On les voyait rouler et sauter, mais nous avions l’impression que ces poissons restaient entre deux eaux. Nous avions besoin d’un changement de temps pour les faire descendre sur le fond, et ce changement de temps est arrivé la nuit suivante.
Il nous restait trois nuits de pêche quand le ciel a pris une apparence différente. Le gris pâle a été remplacé par un aspect beaucoup plus sombre alors qu’une tempête est arrivée et avec ça, la pluie aussi. Le vent assez froid tourna à l’est.
Nous ne pouvions pas rester dehors très longtemps avant que nos visages ne deviennent tout rouge et qu’une grosse goutte ne commence à se former au bout de nos nez !
L’eau en face était recouverte de mousse à cause des grandes vagues, mais c’étaient les conditions météorologiques dont un gros plan d’eau comme Orellana avait besoin pour avoir de la réussite. Nos quatre prises suivantes pesaient toutes plus de 17kg, la plus lourde étant un beau poisson de19kg pour Jim.
C’était notre meilleure pêche de nuit jusqu’à présent, avec une carpe sur chacune des six cannes, bien qu’il semblât évident que les poissons commençaient déjà à se méfier un peu…
Nous avons eu nos premières touches à environ 200 mètres de la berge et sous la pression les carpes commençaient déjà à s’éloigner un peu plus. Nous avons dû tendre à 250 mètres pour rester dans les fishs, puis à 300 mètres.
Bien qu’Edwin nous ait réapprovisionnés en batteries chargées pour les moteurs à chaque fois que nous en avions besoin, elles étaient désormais mises à rude épreuve. Ce n’était pas tellement la distance à laquelle nous pêchions, c’était la force du vent. Pour chaque poisson nous devions sortir en bateau pour le combat.

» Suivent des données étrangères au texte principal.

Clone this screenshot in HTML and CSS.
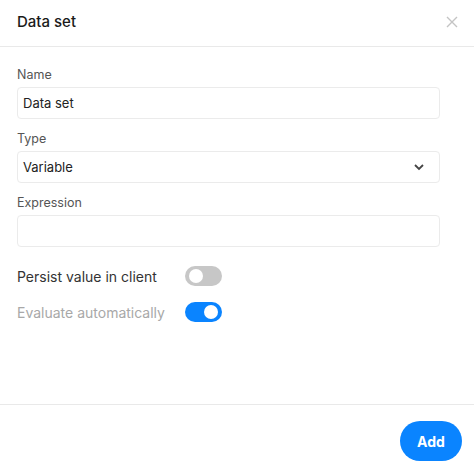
FILE: index.html
```html
<!DOCTYPE html>
<html>
<head>
<meta charset="utf-8">
<link rel="stylesheet" href="styles.css">
</head>
<body>
<div class="dialog">
  <div class="header">
    <div class="title">Data set</div>
    <svg class="close" width="12" height="12" viewBox="0 0 12 12"><path d="M1 1L11 11M11 1L1 11" stroke="#c4c4c4" stroke-width="1.4" fill="none"/></svg>
  </div>
  <div class="content">
    <div class="field">
      <div class="label">Name</div>
      <div class="input">Data set</div>
    </div>
    <div class="field">
      <div class="label">Type</div>
      <div class="input select"><span>Variable</span>
        <svg width="12" height="8" viewBox="0 0 12 8"><path d="M2 2L6 6L10 2" stroke="#444" stroke-width="1.8" fill="none"/></svg>
      </div>
    </div>
    <div class="field">
      <div class="label">Expression</div>
      <div class="input"></div>
    </div>
    <div class="toggles">
      <div class="trow">
        <span class="tlabel">Persist value in client</span>
        <span class="switch off"><span class="knob"></span></span>
      </div>
      <div class="trow">
        <span class="tlabel disabled">Evaluate automatically</span>
        <span class="switch on"><span class="knob"></span></span>
      </div>
    </div>
  </div>
  <div class="footer">
    <button class="add">Add</button>
  </div>
</div>
</body>
</html>
```
FILE: styles.css
```css
html, body { margin: 0; padding: 0; background: #fff; }
body { font-family: Inter, "Noto Sans", sans-serif; color: #222; }
.dialog { display: flex; flex-direction: column; height: 473px; }
.header {
  border-bottom: 1px solid #e9e9e9;
  display: flex; align-items: center; justify-content: space-between;
  padding: 0 16px 4px 17px; box-sizing: border-box; height: 47px;
}
.title { font-size: 15px; font-weight: 500; color: #1a1a1a; }
.close { margin-top: 2px; }
.content { flex: 1; padding: 20px 34px 0 17px; display: flex; flex-direction: column; }
.field { display: flex; flex-direction: column; margin-bottom: 12px; }
.label { font-size: 12.5px; line-height: 16px; color: #555; margin-bottom: 4px; }
.input {
  height: 32px; box-sizing: border-box; border: 1px solid #ebebeb; border-radius: 4px;
  padding: 0 5px; font-size: 13px; color: #222; display: flex; align-items: center;
}
.select { justify-content: space-between; padding-right: 14px; }
.toggles { display: flex; flex-direction: column; gap: 16px; margin-top: 7px; }
.trow { display: flex; align-items: center; height: 20px; }
.tlabel { width: 168px; font-size: 14px; color: #333; }
.tlabel.disabled { color: #a8a8a8; }
.switch { width: 37px; height: 20px; border-radius: 10px; position: relative; box-sizing: border-box; }
.switch.off { background: #c7c7c7; }
.switch.on { background: #0a84ff; }
.knob { position: absolute; top: 3px; width: 14px; height: 14px; border-radius: 50%; background: #fff; }
.off .knob { left: 4px; }
.on .knob { right: 4px; }
.footer {
  border-top: 1px solid #e9e9e9; display: flex; justify-content: flex-end;
  padding: 16px 12px 12px 0;
}
.add {
  width: 62px; height: 40px; border: none; border-radius: 20px; background: #0a84ff;
  color: #fff; font-family: Inter, sans-serif; font-weight: 700; font-size: 14px; padding: 0;
}
```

Les batteries se déchargeaient très vite et nous ne pouvions pas pêcher efficacement sans elles. Chaque fois que nous avons essayé de poser les lignes à la rame nous avions trop de bannière dans le fil. Une fois toutes les batteries vides, nous n’avions pas d’autre choix que de rentrer.
Faire le plein d’énergie
Après un rechargement des batteries, nous étions de retour en action la nuit suivante. Heureusement, les gros poissons étaient toujours là. J’ai encore pris quelques beaux poissons, dont un à un peu plus de 20kg. Jim a ensuite réalisé un magnifique doublé de communes en moins d’une heure.
La première pesait 21kg, et lorsque l’une de ses autres cannes a produit un départ de folie quelques instants plus tard, nous savions tous les deux qu’il avait quelque chose de spécial au bout.

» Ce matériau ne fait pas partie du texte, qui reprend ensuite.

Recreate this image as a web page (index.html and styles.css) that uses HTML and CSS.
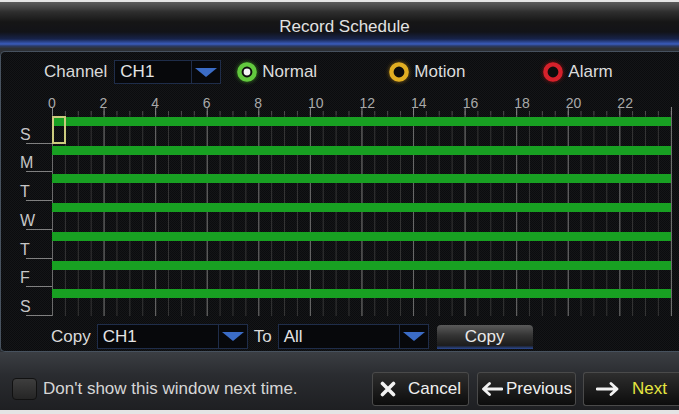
FILE: index.html
```html
<!DOCTYPE html>
<html lang="en">
  <head>
    <meta charset="UTF-8" />
    <meta name="viewport" content="width=device-width, initial-scale=1.0" />
    <title>Record Schedule</title>
    <link rel="stylesheet" href="styles.css">
  </head>
  <body>
    <div class="screen">
      <div class="title-bar">Record Schedule</div>

      <div class="panel">
        <div class="channel-row">
          <span class="label">Channel</span>
          <div class="select channel-select">
            <span class="value">CH1</span>
            <span class="arrow">
              <svg width="22" height="9" viewBox="0 0 22 9"><polygon points="0,0 22,0 11,9" fill="#3b6cc6" /></svg>
            </span>
          </div>

          <div class="mode mode-normal">
            <svg width="22" height="22" viewBox="0 0 22 22">
              <circle cx="11" cy="11" r="7.6" fill="#0c0c0c" stroke="#62c93e" stroke-width="4.4" />
              <circle cx="11" cy="11" r="3.4" fill="#f4f4f4" />
            </svg>
            <span>Normal</span>
          </div>
          <div class="mode mode-motion">
            <svg width="22" height="22" viewBox="0 0 22 22">
              <circle cx="11" cy="11" r="7.6" fill="#0c0c0c" stroke="#e1ae22" stroke-width="4.4" />
            </svg>
            <span>Motion</span>
          </div>
          <div class="mode mode-alarm">
            <svg width="22" height="22" viewBox="0 0 22 22">
              <circle cx="11" cy="11" r="7.6" fill="#0c0c0c" stroke="#d5212b" stroke-width="4.4" />
            </svg>
            <span>Alarm</span>
          </div>
        </div>

        <div class="scale-row">
          <div class="day-col"></div>
          <div class="scale">
            <span>0</span><span>2</span><span>4</span><span>6</span><span>8</span>
            <span class="wide">10</span><span class="wide">12</span><span class="wide">14</span>
            <span class="wide">16</span><span class="wide">18</span><span class="wide">20</span>
            <span class="wide">22</span>
          </div>
        </div>

        <div class="schedule">
          <div class="day-row">
            <div class="day"><span>S</span></div>
            <div class="slots"><div class="bar"></div><div class="cursor"></div></div>
          </div>
          <div class="day-row">
            <div class="day"><span>M</span></div>
            <div class="slots"><div class="bar"></div></div>
          </div>
          <div class="day-row">
            <div class="day"><span>T</span></div>
            <div class="slots"><div class="bar"></div></div>
          </div>
          <div class="day-row">
            <div class="day"><span>W</span></div>
            <div class="slots"><div class="bar"></div></div>
          </div>
          <div class="day-row">
            <div class="day"><span>T</span></div>
            <div class="slots"><div class="bar"></div></div>
          </div>
          <div class="day-row">
            <div class="day"><span>F</span></div>
            <div class="slots"><div class="bar"></div></div>
          </div>
          <div class="day-row">
            <div class="day"><span>S</span></div>
            <div class="slots"><div class="bar"></div></div>
          </div>
        </div>

        <div class="copy-row">
          <span class="label">Copy</span>
          <div class="select copy-select">
            <span class="value">CH1</span>
            <span class="arrow">
              <svg width="22" height="9" viewBox="0 0 22 9"><polygon points="0,0 22,0 11,9" fill="#3b6cc6" /></svg>
            </span>
          </div>
          <span class="label to-label">To</span>
          <div class="select copy-select">
            <span class="value">All</span>
            <span class="arrow">
              <svg width="22" height="9" viewBox="0 0 22 9"><polygon points="0,0 22,0 11,9" fill="#3b6cc6" /></svg>
            </span>
          </div>
          <button class="copy-btn">Copy</button>
        </div>
      </div>

      <div class="footer">
        <span class="checkbox"></span>
        <span class="footer-text">Don't show this window next time.</span>

        <div class="actions">
          <button class="btn btn-cancel">
            <svg width="16" height="16" viewBox="0 0 16 16"><path d="M2.5 2.5L13.5 13.5M13.5 2.5L2.5 13.5" stroke="#f2f2f2" stroke-width="3.6" stroke-linecap="round" /></svg>
            Cancel
          </button>
          <button class="btn btn-prev">
            <svg width="22" height="14" viewBox="0 0 22 14"><path d="M21 7H3M8.5 1.5L2.5 7l6 5.5" stroke="#f2f2f2" stroke-width="2.8" fill="none" stroke-linecap="round" stroke-linejoin="round" /></svg>
            Previous
          </button>
          <button class="btn btn-next">
            <svg width="24" height="14" viewBox="0 0 24 14"><path d="M1 7h20M15 1.5L21 7l-6 5.5" stroke="#f2f2f2" stroke-width="2.8" fill="none" stroke-linecap="round" stroke-linejoin="round" /></svg>
            <span class="next-text">Next</span>
          </button>
        </div>
      </div>
    </div>
  </body>
</html>
```

FILE: styles.css
```css
* {
  box-sizing: border-box;
}

body {
  margin: 0;
  height: 414px;
  overflow: hidden;
  background-color: #e4e4e4;
  font-family: "Liberation Sans", Arial, sans-serif;
  color: #d8d8d8;
}

.screen {
  width: 679px;
  height: 408px;
  margin-top: 2px;
  overflow: hidden;
  background-color: #2d3035;
}

.title-bar {
  height: 46px;
  padding: 15px 0 0 10px;
  line-height: 20px;
  text-align: center;
  font-size: 17px;
  color: #e2e2e2;
  background: linear-gradient(
    to bottom,
    #5c5c5c 0,
    #2e2e2e 10px,
    #161616 20px,
    #121318 30px,
    #17234a 37px,
    #3a5cbc 42px,
    #2a3a66 44px,
    #30343b 46px
  );
}

.panel {
  margin-top: 3px;
  padding: 8px 0 2px 0;
  border: 1px solid #47525f;
  border-right: none;
  border-radius: 5px 0 0 5px;
  background-color: #0e0f11;
  background-image: repeating-conic-gradient(#0b0c0e 0 25%, #141517 0 50%);
  background-size: 2px 2px;
}

.label {
  font-size: 17px;
  color: #dadada;
}

/* channel + legend */
.channel-row {
  display: flex;
  align-items: center;
  height: 24px;
  padding-left: 43px;
}

.select {
  display: flex;
  align-items: stretch;
  border: 1px solid #1f2d4a;
  background-color: #07080b;
  font-size: 17px;
  color: #e4e4e4;
}

.select .value {
  flex: 1;
  display: flex;
  align-items: center;
  padding-left: 5px;
}

.select .arrow {
  width: 29px;
  display: flex;
  align-items: center;
  justify-content: center;
  border-left: 1px solid #1f2d4a;
}

.channel-select {
  width: 107px;
  height: 24px;
  margin-left: 7px;
}

.mode {
  display: flex;
  align-items: center;
  gap: 4px;
  font-size: 17px;
  color: #dcdcdc;
}

.mode svg {
  flex-shrink: 0;
}

.mode-normal {
  width: 152px;
  margin-left: 15px;
}

.mode-normal svg {
  filter: drop-shadow(0 0 2px #3c8c20);
}

.mode-motion {
  width: 154px;
}

.mode-motion svg {
  filter: drop-shadow(0 0 2px #8a6410);
}

.mode-alarm svg {
  filter: drop-shadow(0 0 2px #8a1010);
}

/* hour scale */
.scale-row {
  display: flex;
  height: 31px;
}

.day-col {
  width: 51px;
}

.scale {
  width: 620px;
  display: flex;
  padding-top: 11px;
  border-right: 1px solid transparent;
  font-size: 14px;
  line-height: 16px;
  color: #a9a9a9;
  background-image:
    linear-gradient(to right, #858585 1px, transparent 1px),
    linear-gradient(to right, #4e4e4e 1px, transparent 1px);
  background-size: calc(100% / 12) 8px, calc(100% / 48) 4px;
  background-position: 0 100%, 0 100%;
  background-repeat: repeat-x;
}

.scale span {
  flex: 0 0 calc(100% / 12);
  text-indent: -4px;
}

.scale span.wide {
  text-indent: -2px;
}

/* week grid */
.schedule {
  height: 201px;
  display: grid;
  grid-template-rows: repeat(7, 1fr);
}

.day-row {
  display: grid;
  grid-template-columns: 51px 620px;
}

.day {
  display: flex;
  align-items: flex-end;
  padding: 0 0 1px 19px;
  font-size: 16px;
  line-height: 16px;
  color: #c6c6c6;
  background: linear-gradient(#808080, #808080) no-repeat right bottom / 26px 1px;
}

.slots {
  position: relative;
  padding-top: 2px;
  border-right: 1px solid #6e6e6e;
  background-image:
    linear-gradient(to right, #6a6a6a 1px, transparent 1px),
    linear-gradient(to right, #353535 1px, transparent 1px);
  background-size: calc(100% / 12) 100%, calc(100% / 48) 100%;
}

.bar {
  height: 9px;
  background-color: #18a022;
}

.cursor {
  position: absolute;
  left: 0;
  top: 1px;
  bottom: 0;
  width: 14px;
  border: 2px solid #cccb7e;
}

/* copy row */
.copy-row {
  display: flex;
  align-items: center;
  height: 25px;
  margin-top: 8px;
  padding-left: 50px;
}

.copy-select {
  width: 151px;
  height: 25px;
  margin-left: 6px;
}

.to-label {
  margin-left: 6px;
}

.copy-btn {
  width: 96px;
  height: 24px;
  margin-left: 8px;
  padding: 0;
  border: none;
  border-radius: 4px 4px 0 0;
  font-family: inherit;
  font-size: 17px;
  color: #e8e8e8;
  background: linear-gradient(to bottom, #5a5a5a 0, #333 45%, #1c1c1c 85%, #2c4a96 100%);
}

/* footer */
.footer {
  height: 58px;
  display: flex;
  align-items: center;
  padding: 15px 0 0 12px;
  background: linear-gradient(to bottom, #3b3e43 0, #2a2c30 40%, #1e1f22 100%);
}

.checkbox {
  width: 25px;
  height: 22px;
  border: 1px solid #111;
  border-radius: 4px;
  background: linear-gradient(to bottom, #3e3e3e, #252525);
}

.footer-text {
  margin-left: 6px;
  font-size: 17px;
  color: #d6d6d6;
}

.actions {
  display: flex;
  gap: 8px;
  margin-left: auto;
}

.btn {
  height: 34px;
  display: flex;
  align-items: center;
  justify-content: center;
  gap: 10px;
  padding: 0;
  border: 1px solid #4a4a4a;
  border-radius: 3px;
  font-family: inherit;
  font-size: 17px;
  color: #f0f0f0;
  background: linear-gradient(to bottom, #2e2e2e, #0c0c0c);
}

.btn-cancel {
  width: 97px;
  gap: 12px;
}

.btn-prev {
  width: 99px;
  gap: 3px;
}

.btn-next {
  width: 96px;
  margin-left: -1px;
  gap: 12px;
  border-right: none;
  border-radius: 3px 0 0 3px;
}

.next-text {
  color: #e6e640;
}
```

Il faisait nuit noire et tout ce que je l’ai entendu dire en poussant son bateau, c’était : « Ça semble plus gros ». Une vingtaine de minutes plus tard, j’ai alors vu sa lampe frontale s’approcher de la berge. Là, dans le filet surplombant le côté de son bateau, il y avait une commune à couper le souffle, un poisson de 25,500kg !
Je suis rarement jaloux des autres, mais cette carpe était tout simplement magnifique ! Elle avait une teinte rosée sur les flancs du fait d’une alimentation naturelle constituée d’écrevisses. Jim était bluffé, et alors qu’il se tenait là avec le filet à la main, un immense sourire illuminait son visage ! C’était un moment à chérir et je me suis senti honoré de le partager avec lui.

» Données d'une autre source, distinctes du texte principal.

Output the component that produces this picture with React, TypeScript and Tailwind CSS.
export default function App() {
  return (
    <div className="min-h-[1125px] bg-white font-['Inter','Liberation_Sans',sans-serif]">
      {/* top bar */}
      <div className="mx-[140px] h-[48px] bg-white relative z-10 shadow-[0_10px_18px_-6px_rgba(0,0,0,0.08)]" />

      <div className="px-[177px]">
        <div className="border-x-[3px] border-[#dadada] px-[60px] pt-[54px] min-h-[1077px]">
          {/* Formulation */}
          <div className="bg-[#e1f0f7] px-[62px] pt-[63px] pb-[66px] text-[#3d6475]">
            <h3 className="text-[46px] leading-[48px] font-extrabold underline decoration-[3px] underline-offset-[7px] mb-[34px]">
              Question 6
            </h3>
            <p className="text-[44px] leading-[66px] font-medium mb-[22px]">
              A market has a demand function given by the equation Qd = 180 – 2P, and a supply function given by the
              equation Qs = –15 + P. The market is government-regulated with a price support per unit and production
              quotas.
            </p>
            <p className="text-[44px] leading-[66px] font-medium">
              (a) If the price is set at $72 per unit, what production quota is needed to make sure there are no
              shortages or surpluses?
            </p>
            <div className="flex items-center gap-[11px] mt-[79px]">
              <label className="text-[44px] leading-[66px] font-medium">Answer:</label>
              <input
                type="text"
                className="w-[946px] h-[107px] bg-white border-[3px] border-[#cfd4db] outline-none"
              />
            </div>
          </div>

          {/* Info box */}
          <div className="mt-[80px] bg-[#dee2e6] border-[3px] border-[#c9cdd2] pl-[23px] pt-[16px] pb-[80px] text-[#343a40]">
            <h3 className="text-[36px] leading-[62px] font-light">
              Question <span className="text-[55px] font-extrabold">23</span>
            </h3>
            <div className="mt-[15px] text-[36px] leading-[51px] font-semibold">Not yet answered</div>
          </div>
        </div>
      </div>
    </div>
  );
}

La dernière nuit ne nous a pas apporté de poisson, mais aucun de nous ne s’en souciait. Nous avions bien profité du moment avec des beaux poissons. Du début à la fin, toute la session avait été une grande aventure. Nous n’avions pas cessé de nous appliquer le mieux possible, et c’était une fin convenable de voir les pièces du puzzle s’emboîter entre elles.
Un grand merci à Edwin et Ressie pour s’être occupés de nous. Respect pour Gonzalo et David également, pour tous leurs précieux conseils et informations.
Si vous aimez les très grands lacs publics, vous adorerez Orellana.
Que vous y allez par vos propres moyens ou que vous passiez par l’un des opérateurs sur place, c’est un endroit vraiment magnifique pour pêcher la carpe.
L’endroit est sauvage et parfait à tous points de vue.